Friday, November 02, 2012

Obama: You Didn't Build That

People think that Me-me-me-my-my-my-I-I-I-bama's speech makes sense only because his speechwriters sugarcoat false reasoning. His error stems from the hidden socialist dogma that the business is not responsible for the roads, utilities, regulators, delivered in tones of fake outrage. Rather, he implies, the contributions of employees, utility workers, bureaucrats, etc, add significant value to the business. This assumption deceives for two reasons.

First, the business pays, through taxes to the government, wages to employees, interest and fees to lenders, and dividends to stockholders, for all those things Ibama says contributed to building the business. A new business may pay afterwards instead of before, but it still pays. It says that if you pay somebody to do make something you thought of, they get all the credit, as though you had nothing to do with it.

This couldn't be more wrong. If you buy a painting, you own it. If you buy a pizza, you have the right to eat it. Likewise, if you pay for all those ancillary contributions, then you get the credit for building the business.
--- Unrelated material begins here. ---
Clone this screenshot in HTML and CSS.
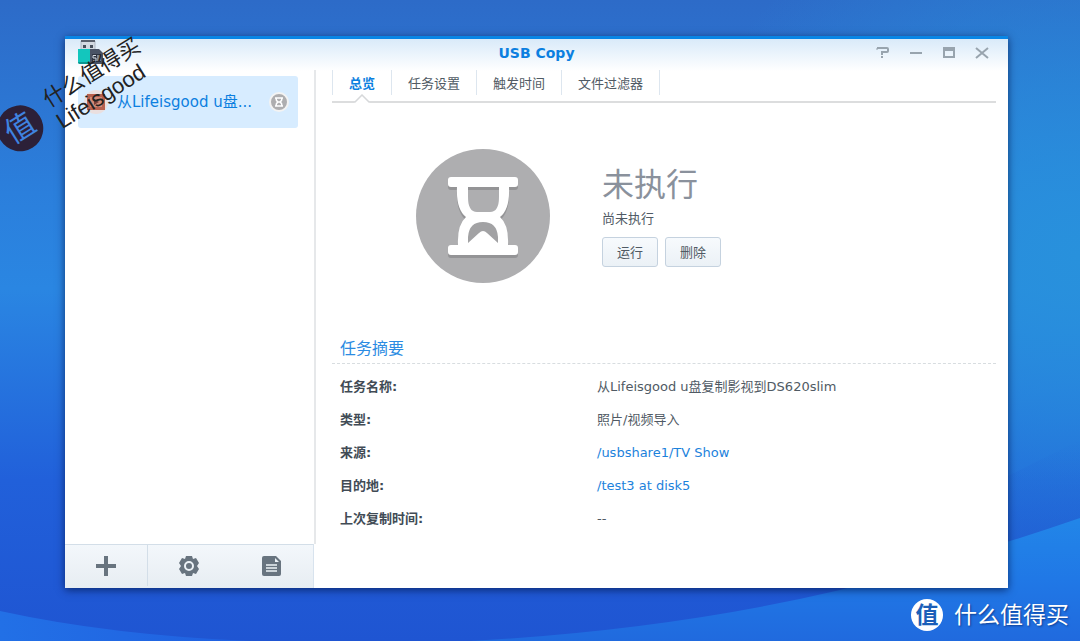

Second, all those external factors would exist whether you build the business or don't. The contribution is mutual because, without the business, unused roads and utilities would be failures due to lack of use and would be failures due to lack of sponsorship. The electric company, the construction companies, employees, and bureaucrats profit from the presence of the business.

By Ibama's reasoning, when you build that business, you get to take credit for all those other things, too. But Ibama is a committed Marxist, so he loses his sense of reality amid all the big words and false intellectualism. "You didn't build that" is sophistic: It sounds brilliant, but when you slow down and think, you hear the foolishness.